His book is about Winning Friends and Influencing People and unfortunately, people need their Ego’s massaged before they can consider someone else’s needs.  A sick population indeed or maybe just another step in the early development of a relationship; without showing interest in someone, they will not feel like they are important and everyone wants to feel important.  Why didn’t my Dentist Office help me feel important when I asked for a bargain or discount for services?  The problem is that the world of goods and services no longer care about how you feel.  They’ve already established needs in goods and services for your pain, suffering, or inability to use their services no longer matters since they met their bottom line.  It’s all about profit.  Your smile is unimportant, just like your past, your future, and your opinion about the metal sharp objects they use to check your teeth for decay.  Just ask, I will tell you how my teeth feel; but no they have to use painful tactics to see for themselves.  Anyone can feel their teeth decaying; it does not require a sharp object on your teeth and gums to prove pain.  So, being a good conversationalist, doesn’t help throughout the course of business.  I told them my financial limitations and desires, yet they still performed a consultation as if I were going to purchase a world of follow on services, not even offering a situational discount for a simple procedure; proving Society’s smile was not as important as Business Revenue.  It was like they didn’t even hear me.  A sick world.
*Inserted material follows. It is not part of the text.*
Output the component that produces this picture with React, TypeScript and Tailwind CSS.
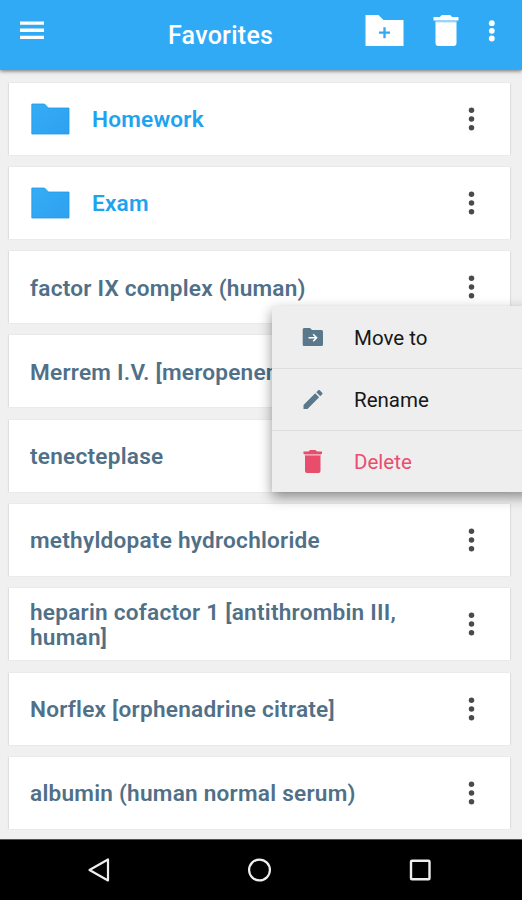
type Item = { label: string; folder?: boolean };

const items: Item[] = [
  { label: 'Homework', folder: true },
  { label: 'Exam', folder: true },
  { label: 'factor IX complex (human)' },
  { label: 'Merrem I.V. [meropenem]' },
  { label: 'tenecteplase' },
  { label: 'methyldopate hydrochloride' },
  { label: 'heparin cofactor 1 [antithrombin III, human]' },
  { label: 'Norflex [orphenadrine citrate]' },
  { label: 'albumin (human normal serum)' },
];

function Dots() {
  return (
    <svg className="h-6 w-2 shrink-0 fill-[#4a4a4c]" viewBox="0 0 8 24">
      <circle cx="4.500" cy="3.300" r="2.750" />
      <circle cx="4.500" cy="12" r="2.750" />
      <circle cx="4.500" cy="20.700" r="2.750" />
    </svg>
  );
}

function Folder() {
  return (
    <svg className="mr-[22px] ml-px h-[32px] w-[39px] shrink-0" viewBox="0 0 39 32">
      <defs>
        <linearGradient id="folder" x1="0" y1="0" x2="1" y2="1">
          <stop offset="0" stopColor="#35adf5" />
          <stop offset="1" stopColor="#2ea0f0" />
        </linearGradient>
      </defs>
      <path d="M.8 1H13.500l4 4H38V31H.8Z" fill="url(#folder)" stroke="#1c9ce8" strokeWidth=".8" />
    </svg>
  );
}

function Header() {
  return (
    <header className="relative flex h-[70px] shrink-0 bg-[#31aaf5] text-white shadow-[0_1px_4px_rgba(0,0,0,0.55)]">
      <svg className="mt-5 ml-5 h-5 w-6 fill-white" viewBox="0 0 24 20">
        <path d="M0 1.500h24v3.300H0zM0 8.600h24v3.300H0zM0 15.700h24v3.300H0z" />
      </svg>
      <h1 className="mt-[21px] ml-[124px] w-[197px] text-[25px] leading-[30px] font-medium tracking-[0.260px]">
        Favorites
      </h1>
      <svg className="mt-[15px] h-[31px] w-[39px]" viewBox="0 0 39 31">
        <path d="M.5 0H13.500l5 5H38.500V31H.5Z" fill="white" />
        <path d="M19.500 12.200v11M14 17.700h11" stroke="#31aaf5" strokeWidth="2.300" />
      </svg>
      <svg className="mt-[14px] ml-[29px] h-8 w-[26px]" viewBox="0 0 26 32">
        <path d="M.5 3h6.500q1-2 2.500-2h7q1.500 0 2.500 2h6.500v3.500H.5Z" fill="white" />
        <path d="M2.300 6.300h21.400v2.200H2.300Z" fill="#9bd4fa" />
        <path d="M2.500 8.300h21V29q0 3-3 3H5.500q-3 0-3-3Z" fill="white" />
      </svg>
      <svg className="mt-5 ml-[29px] h-[22px] w-2 fill-white" viewBox="0 0 8 22">
        <circle cx="3.800" cy="3.200" r="2.900" />
        <circle cx="3.800" cy="10.800" r="2.900" />
        <circle cx="3.800" cy="18.500" r="2.900" />
      </svg>
    </header>
  );
}

function Card({ item }: { item: Item }) {
  return (
    <li className="flex h-[72px] shrink-0 items-center bg-white pr-[35px] pl-[21px] shadow-[1px_0_1px_rgba(0,0,0,0.07),-1px_0_1px_rgba(0,0,0,0.07)]">
      {item.folder && <Folder />}
      <span
        className={
          item.folder
            ? 'grow pt-0.5 text-[22.600px] leading-[25px] font-semibold tracking-[0.220px] text-[#1ea3f1]'
            : 'grow pt-0.5 pr-8 text-[22.600px] leading-[25px] font-semibold tracking-[0.240px] text-[#507088]'
        }
      >
        {item.label}
      </span>
      <Dots />
    </li>
  );
}

function ContextMenu() {
  const row = 'flex h-[62px] items-center pl-[30px] text-[20.500px] text-[#171717]';
  return (
    <div className="absolute top-[306px] left-[272px] w-[260px] bg-[#eeeeee] shadow-[0_5px_12px_rgba(0,0,0,0.42)]">
      <div className={row}>
        <svg className="mr-[31px] h-[18px] w-[21px] fill-[#5a788b]" viewBox="0 0 21 18">
          <path d="M2 0H8l2 2H19.500q1.500 0 1.500 1.500v13q0 1.500-1.500 1.500H2Q.7 18 .7 16.500v-15Q.7 0 2 0Z" />
          <path d="M6.500 9.800h8M11.200 6.300l3.400 3.500-3.400 3.500" fill="none" stroke="white" strokeWidth="1.500" />
        </svg>
        <span className="pt-0.5">Move to</span>
      </div>
      <div className={`${row} border-t border-[#dcdfe1]`}>
        <svg className="mr-[31px] ml-px h-[19px] w-[20px] fill-[#5a788b]" viewBox="3 3 18 18">
          <path d="M3 17.250V21h3.750L17.810 9.940l-3.750-3.750L3 17.250zM20.710 7.040a1 1 0 0 0 0-1.410l-2.340-2.340a1 1 0 0 0-1.410 0l-1.830 1.830 3.750 3.750 1.830-1.830z" />
        </svg>
        <span className="pt-px">Rename</span>
      </div>
      <div className={`${row} h-[61px] border-t border-[#dcdfe1] text-[#eb4c70]`}>
        <svg className="mr-[32px] ml-px h-[23px] w-[19px]" viewBox="0 0 19 23">
          <path d="M.5 1.500h5l1.500-1.500h5.500L14 1.500h5V4H.5Z" fill="#e94d6c" />
          <path d="M1.500 4h16.500v1.500H1.500Z" fill="#efa5b4" />
          <path d="M2 5.500h15.500V21q0 2-2 2H4q-2 0-2-2Z" fill="#e94d6c" />
        </svg>
        <span className="pt-px">Delete</span>
      </div>
    </div>
  );
}

function NavBar() {
  return (
    <nav className="flex h-[61px] shrink-0 items-center border-t border-[#555] bg-black">
      <svg className="ml-[87px] h-6 w-6" viewBox="0 0 24 24" fill="none" stroke="#eee" strokeWidth="2.200">
        <path d="M21 1.500v21L2.500 12Z" strokeLinejoin="round" />
      </svg>
      <svg className="ml-[136px] h-6 w-6" viewBox="0 0 24 24" fill="none" stroke="#eee" strokeWidth="2.200">
        <circle cx="12.500" cy="12" r="10.400" />
      </svg>
      <svg className="ml-[137px] h-6 w-6" viewBox="0 0 24 24" fill="none" stroke="#eee" strokeWidth="2.400">
        <rect x="3" y="2.700" width="18.500" height="18.500" rx="1" />
      </svg>
    </nav>
  );
}

export default function App() {
  return (
    <div className="relative flex h-[900px] w-[522px] flex-col overflow-hidden bg-[#f0f0f0] font-['Roboto',sans-serif]">
      <Header />
      <ul className="flex grow flex-col gap-[12.300px] pr-3 pl-[9px] pt-[12.500px]">
        {items.map((item) => (
          <Card key={item.label} item={item} />
        ))}
      </ul>
      <NavBar />
      <ContextMenu />
    </div>
  );
}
Has it happened?  Have I reached full maturity and am on the downward slope of life now seeing what it was all about being fully disappointed and now socially incapable of rebuilding my life, gaining financial freedom, and starting new relationships because of a major loss in business and family?  I already knew aging would be a difficult passage in life, growing old, the chance of loneliness, poverty, sickness, and when I look in the mirror, I still feel young, vibrant, like I could reinvent myself and still have time to become a millionaire.  I just don’t want to.  I’ve lost the zest for life because I won’t let myself get involved with romance and building a family.  It is because I have a child out there and can’t let go of the past hurt, drama, and awareness of a flawed system.  It is because I am still hurt and am not being heard by the people I used to consider friends and family.  It is because I have been abandoned and left for dead.

So, for me to be genuinely interested is easy; anything to get me out of my own head, but I’ve got to change my environment; get somewhere that is pleasing to the eye, the heart, and the mind.  I can’t fake interest, just like I can’t fake happiness.